I've been thinking about eggs, too. Every day Emma lets the ducks out
of their hut, and then rummages in their bedding for the eggs they lay
in the morning. One or two eggs a day adds up to a lot; these ladies
lay with or without a male duck around, as will a chicken. It's what
they do. The reason Emma leaves the ducks in their hut till late
morning is because otherwise, they might lay their eggs out in the
grass somewhere, where they'd leave them.

In all of these arguments for eating animal products or animals,
there's always they perspective of giving back to the land; burying
the cow in the earth as fertilizer, leaving eggs out in the grass for
other animals to find or to break and melt into the earth. As it is,
anyone who flushes their poo is depriving the land of nutrients that
you've taken from the land. Consider reading the Humanure Handbook!

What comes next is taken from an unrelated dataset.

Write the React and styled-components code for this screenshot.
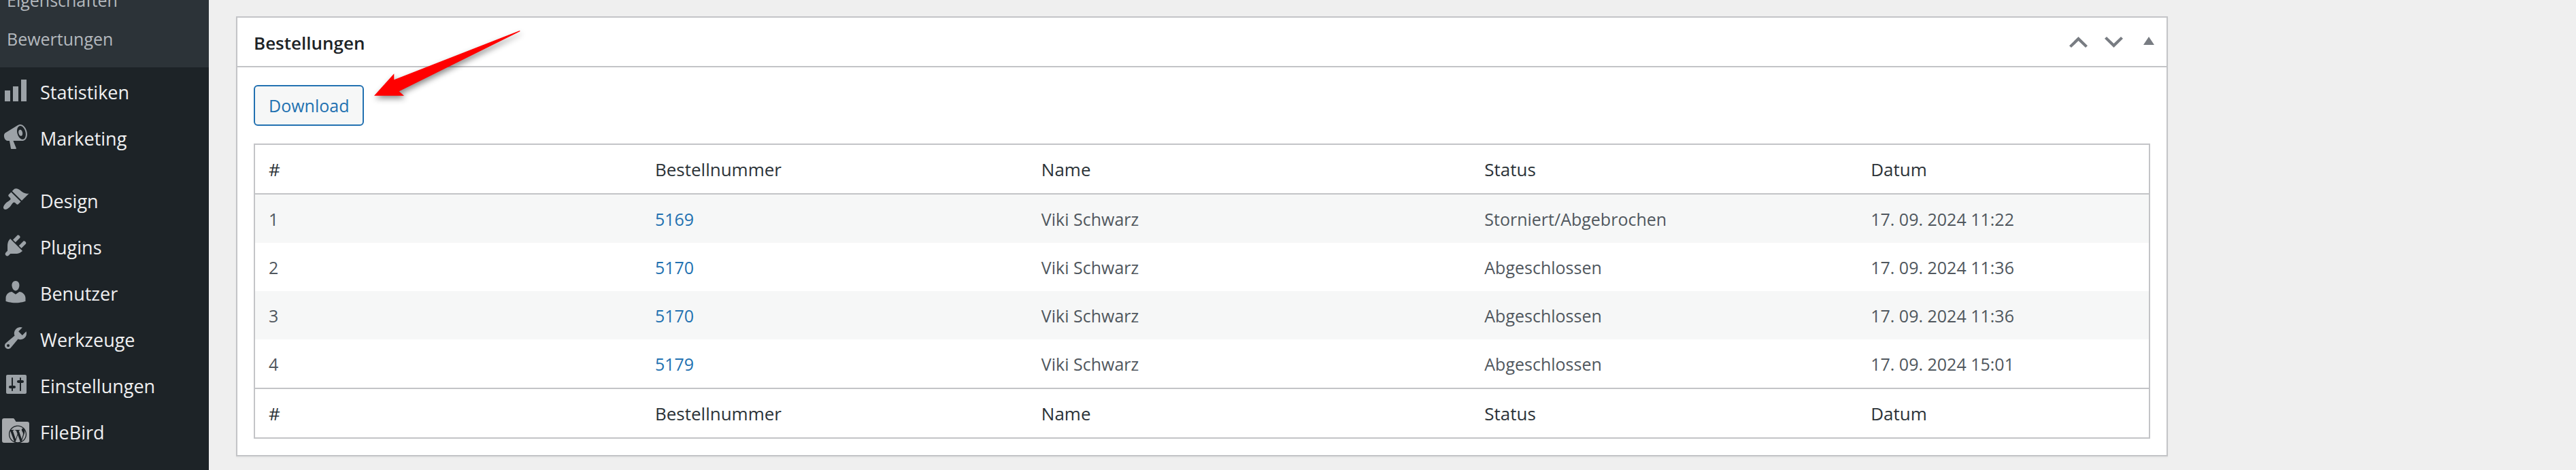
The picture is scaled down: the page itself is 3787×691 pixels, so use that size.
import React from 'react';
import styled, { createGlobalStyle } from 'styled-components';
import { FaWordpressSimple } from 'react-icons/fa';

const menuItems = [
  {
    label: 'Statistiken',
    path: 'M18 18V2h-4v16h4zm-6 0V7H8v11h4zm-6 0v-8H2v8h4z',
  },
  {
    label: 'Marketing',
    path: 'M18.15 5.94c.46 1.62.38 3.22-.02 4.48-.42 1.28-1.26 2.18-2.3 2.48-.16.06-.26.06-.4.06-.06.02-.12.02-.18.02-.06.02-.14.02-.22.02h-6.8l2.22 5.5c.02.14-.06.26-.14.34-.08.1-.24.16-.34.16H6.95c-.1 0-.26-.06-.34-.16-.08-.08-.16-.2-.14-.34l-1-5.5H4.25l-.02-.02c-.5.06-1.08-.18-1.54-.62s-.88-1.08-1.06-1.88c-.24-.8-.2-1.56-.02-2.2.18-.62.58-1.08 1.06-1.3l.02-.02 9-5.4c.1-.06.18-.1.24-.16.06-.04.14-.08.24-.12.16-.08.28-.12.5-.18 1.04-.3 2.24.1 3.22.98s1.84 2.24 2.26 3.86zm-2.58 5.98h-.02c.4-.1.74-.34 1.04-.7.58-.7.86-1.76.86-3.04 0-.64-.1-1.3-.28-1.98-.34-1.36-1.02-2.5-1.78-3.24s-1.68-1.1-2.46-.88c-.82.22-1.4.96-1.7 2-.32 1.04-.28 2.36.06 3.72.38 1.36 1 2.5 1.8 3.24.78.74 1.62 1.1 2.48.88zm-2.54-7.08c.22-.04.42-.02.62.04.38.16.76.48 1.02 1s.42 1.2.42 1.78c0 .3-.04.56-.12.8-.18.48-.44.84-.86.94-.34.1-.8-.06-1.14-.4s-.64-.86-.78-1.5c-.18-.62-.12-1.24.02-1.72s.48-.84.82-.94z',
  },
  {
    label: 'Design',
    startsGroup: true,
    path: 'M14.48 11.06L7.41 3.99l1.5-1.5c.5-.56 2.3-.47 3.51.32 1.21.8 1.43 1.28 2.91 2.1 1.18.64 2.45 1.26 4.45.85zm-.71.71L6.7 4.7 4.93 6.47c-.39.39-.39 1.02 0 1.41l1.06 1.06c.39.39.39 1.03 0 1.42-.6.6-1.43 1.11-2.21 1.69-.35.26-.7.53-1.01.84C1.43 14.23.4 16.08 1.4 17.07c.99 1 2.84-.03 4.18-1.36.31-.31.58-.66.85-1.02.57-.78 1.08-1.61 1.69-2.21.39-.39 1.02-.39 1.41 0l1.06 1.06c.39.39 1.02.39 1.41 0z',
  },
  {
    label: 'Plugins',
    path: 'M13.11 4.36L9.87 7.6 8 5.73l3.24-3.24c.35-.34 1.05-.2 1.56.32.52.51.66 1.21.31 1.55zm-8 1.77l.91-1.12 9.01 9.01-1.19.84c-.71.71-2.63 1.16-3.82 1.16H6.14L4.9 17.26c-.59.59-1.54.59-2.12 0-.59-.58-.59-1.53 0-2.12l1.24-1.24v-3.88c0-1.13.4-3.19 1.09-3.89zm7.26 3.97l3.24-3.24c.34-.35 1.04-.21 1.55.31.52.51.66 1.21.31 1.55l-3.24 3.25z',
  },
  {
    label: 'Benutzer',
    path: 'M10 9.25c-2.27 0-2.73-3.44-2.73-3.44C7 4.02 7.82 2 9.97 2c2.16 0 2.98 2.02 2.71 3.81 0 0-.41 3.44-2.68 3.44zm0 2.57L12.72 10c2.39 0 4.52 2.33 4.52 4.53v2.49s-3.65 1.13-7.24 1.13c-3.65 0-7.24-1.13-7.24-1.13v-2.49c0-2.25 1.94-4.48 4.47-4.48z',
  },
  {
    label: 'Werkzeuge',
    path: 'M16.68 9.77c-1.34 1.34-3.3 1.67-4.95.99l-5.41 6.52c-.99.99-2.59.99-3.58 0s-.99-2.59 0-3.57l6.52-5.42c-.68-1.65-.35-3.61.99-4.95 1.28-1.28 3.12-1.62 4.72-1.06l-2.89 2.89 2.82 2.82 2.86-2.87c.53 1.58.18 3.39-1.08 4.65zM3.81 16.21c.4.39 1.04.39 1.43 0 .4-.4.4-1.04 0-1.43-.39-.4-1.03-.4-1.43 0-.39.39-.39 1.03 0 1.43z',
  },
  {
    label: 'Einstellungen',
    path: 'M18 16V4c0-.55-.45-1-1-1H4c-.55 0-1 .45-1 1v12c0 .55.45 1 1 1h13c.55 0 1-.45 1-1zM8 11h1c.55 0 1 .45 1 1s-.45 1-1 1H8v1.5c0 .28-.22.5-.5.5s-.5-.22-.5-.5V13H6c-.55 0-1-.45-1-1s.45-1 1-1h1V5.5c0-.28.22-.5.5-.5s.5.22.5.5V11zm5-2h-1c-.55 0-1-.45-1-1s.45-1 1-1h1V5.5c0-.28.22-.5.5-.5s.5.22.5.5V7h1c.55 0 1 .45 1 1s-.45 1-1 1h-1v5.5c0 .28-.22.5-.5.5s-.5-.22-.5-.5V9z',
  },
  { label: 'FileBird' },
];

const columns = [
  { title: '#', share: 20.4 },
  { title: 'Bestellnummer', share: 20.4 },
  { title: 'Name', share: 23.4 },
  { title: 'Status', share: 20.4 },
  { title: 'Datum', share: 15.4 },
];

const orders = [
  { number: '5169', name: 'Viki Schwarz', status: 'Storniert/Abgebrochen', date: '17. 09. 2024 11:22' },
  { number: '5170', name: 'Viki Schwarz', status: 'Abgeschlossen', date: '17. 09. 2024 11:36' },
  { number: '5170', name: 'Viki Schwarz', status: 'Abgeschlossen', date: '17. 09. 2024 11:36' },
  { number: '5179', name: 'Viki Schwarz', status: 'Abgeschlossen', date: '17. 09. 2024 15:01' },
];

const GlobalStyle = createGlobalStyle`
  * {
    box-sizing: border-box;
  }

  body {
    margin: 0;
    background: #efefef;
    color: #50575e;
    font-family: "Segoe UI", "Open Sans", "Noto Sans", sans-serif;
    font-size: 25px;
  }
`;

const Page = styled.div`
  display: flex;
  min-height: 100vh;
  overflow: hidden;
`;

const Sidebar = styled.nav`
  flex: 0 0 307px;
  background: #1d2327;
`;

/* the menu is scrolled, so its first entry is cut by the window */
const SubMenu = styled.ul`
  margin: -28px 0 0;
  padding: 0 0 13px;
  list-style: none;
  background: #2c3338;
`;

const SubMenuLink = styled.a`
  display: block;
  padding: 0 10px;
  color: #b4b9be;
  line-height: 57px;
  text-decoration: none;
`;

const Menu = styled.ul`
  margin: 0;
  padding: 0;
  list-style: none;
`;

const MenuItem = styled.li`
  margin-top: ${({ $startsGroup }) => ($startsGroup ? '24px' : '0')};
`;

const MenuLink = styled.a`
  display: flex;
  align-items: center;
  gap: 16px;
  height: 68px;
  padding-left: 3px;
  color: #f0f0f1;
  font-size: 27px;
  text-decoration: none;
`;

const MenuLabel = styled.span`
  padding-top: 4px;
`;

const MenuIcon = styled.svg`
  flex: none;
  width: 40px;
  height: 40px;
  fill: #9ca2a7;
`;

const Content = styled.main`
  flex: 1;
  min-width: 0;
  padding: 24px 600px 20px 40px;
`;

const Panel = styled.section`
  position: relative;
  border: 2px solid #c3c4c7;
  background: #fff;
  box-shadow: 0 2px 2px rgba(0, 0, 0, .04);
`;

const PanelHeader = styled.header`
  display: flex;
  align-items: center;
  justify-content: space-between;
  height: 73px;
  padding-left: 24px;
  border-bottom: 2px solid #c3c4c7;
`;

const PanelTitle = styled.h2`
  margin: 0;
  padding-top: 2px;
  color: #1d2327;
  font-size: 26px;
  font-weight: 600;
`;

const PanelActions = styled.div`
  display: flex;
`;

const ActionButton = styled.button`
  display: flex;
  align-items: center;
  justify-content: center;
  width: 52px;
  height: 71px;
  padding: 0;
  border: 0;
  background: none;
  color: #787c82;
`;

const PanelBody = styled.div`
  padding: 26px 24px 24px;
`;

const DownloadButton = styled.button`
  display: block;
  height: 60px;
  margin-bottom: 26px;
  padding: 0 20px;
  border: 2px solid #2271b1;
  border-radius: 6px;
  background: #f6f7f7;
  color: #2271b1;
  font: inherit;
`;

const OrdersTable = styled.table`
  width: 100%;
  border: 2px solid #c3c4c7;
  border-spacing: 0;
  table-layout: fixed;
`;

const HeadCell = styled.th`
  width: ${({ $share }) => $share}%;
  height: 73px;
  padding: 0 20px;
  border-bottom: 2px solid #c3c4c7;
  color: #2c3338;
  font-size: 26px;
  font-weight: 400;
  text-align: left;
`;

const FootCell = styled(HeadCell)`
  border-top: 2px solid #c3c4c7;
  border-bottom: 0;
`;

const OrderRow = styled.tr`
  &:nth-child(odd) {
    background: #f6f7f7;
  }
`;

const Cell = styled.td`
  height: 71px;
  padding: 0 20px;
`;

const OrderLink = styled.a`
  color: #2271b1;
  text-decoration: none;
`;

const Arrow = styled.svg`
  position: absolute;
  top: 9px;
  left: 191px;
  width: 240px;
  height: 120px;
  fill: #f00;
  filter: drop-shadow(2px 4px 4px rgba(0, 0, 0, .45));
  pointer-events: none;
`;

function FolderIcon() {
  return (
    <MenuIcon viewBox="0 0 40 40" aria-hidden="true">
      <path fill="#a7aaad" d="M3 2h13c1 0 1.6.4 2.200 1.200L20.500 7H37a3 3 0 0 1 3 3v25a3 3 0 0 1-3 3H3a3 3 0 0 1-3-3V5a3 3 0 0 1 3-3z" />
      <FaWordpressSimple x="9.500" y="12" width="21" height="21" color="#1d2327" fill="#1d2327" />
    </MenuIcon>
  );
}

export default function App() {
  return (
    <Page>
      <GlobalStyle />
      <Sidebar>
        <SubMenu>
          <li><SubMenuLink href="#eigenschaften">Eigenschaften</SubMenuLink></li>
          <li><SubMenuLink href="#bewertungen">Bewertungen</SubMenuLink></li>
        </SubMenu>
        <Menu>
          {menuItems.map(({ label, path, startsGroup }) => (
            <MenuItem key={label} $startsGroup={startsGroup}>
              <MenuLink href={`#${label.toLowerCase()}`}>
                {path ? (
                  <MenuIcon viewBox="0 0 20 20" aria-hidden="true"><path d={path} /></MenuIcon>
                ) : (
                  <FolderIcon />
                )}
                <MenuLabel>{label}</MenuLabel>
              </MenuLink>
            </MenuItem>
          ))}
        </Menu>
      </Sidebar>
      <Content>
        <Panel>
          <PanelHeader>
            <PanelTitle>Bestellungen</PanelTitle>
            <PanelActions>
              <ActionButton type="button" aria-label="Nach oben">
                <svg width="27" height="16" viewBox="0 0 27 16" fill="currentColor">
                  <path d="M13.500 0L27 13.200 24 16 13.500 6 3 16 0 13.200z" />
                </svg>
              </ActionButton>
              <ActionButton type="button" aria-label="Nach unten">
                <svg width="27" height="16" viewBox="0 0 27 16" fill="currentColor">
                  <path d="M13.500 16L27 2.800 24 0 13.500 10 3 0 0 2.800z" />
                </svg>
              </ActionButton>
              <ActionButton type="button" aria-label="Zuklappen">
                <svg width="16" height="16" viewBox="0 0 16 16" fill="currentColor">
                  <path d="M8 0l8 12H0z" />
                </svg>
              </ActionButton>
            </PanelActions>
          </PanelHeader>
          <PanelBody>
            <DownloadButton type="button">Download</DownloadButton>
            <OrdersTable>
              <thead>
                <tr>
                  {columns.map(({ title, share }) => <HeadCell key={title} $share={share}>{title}</HeadCell>)}
                </tr>
              </thead>
              <tbody>
                {orders.map((order, index) => (
                  <OrderRow key={index}>
                    <Cell>{index + 1}</Cell>
                    <Cell><OrderLink href={`#order-${order.number}`}>{order.number}</OrderLink></Cell>
                    <Cell>{order.name}</Cell>
                    <Cell>{order.status}</Cell>
                    <Cell>{order.date}</Cell>
                  </OrderRow>
                ))}
              </tbody>
              <tfoot>
                <tr>
                  {columns.map(({ title }) => <FootCell as="td" key={title}>{title}</FootCell>)}
                </tr>
              </tfoot>
            </OrdersTable>
          </PanelBody>
          <Arrow viewBox="0 0 240 120" aria-hidden="true">
            <path d="M10 105.700L39.300 73.300v9L224 10l.7 1L46.700 99.300l7.300 6.400z" />
          </Arrow>
        </Panel>
      </Content>
    </Page>
  );
}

So, eating eggs. Taste good, not bad in moderation, have the potential
to be a little ducky. I seriously thought about eating eggs, and I
find that even thinking about eating one, I begin to feel shut off
from knowing I'm an animal, relating to animal life. This is ironic,
considering that ducks and chickens eat little animals like snails,
insects and even mice, if they can catch them. The cat caught a baby
bunny last night (which we rescued and released – ever the interfering
humans!), a hawk probably carried away a cat Emma used to have, every
time I step I'm compacting the earth and possibly killing something.
Where does this leave me? In the same place. I don't feel the need to
eat eggs, and the thought of eating animals repels me. Obviously it's
not repellant to other animals!

Here I am, stuck once again at the question of ideals and my truth.
What's right for me? That is the only question I can answer.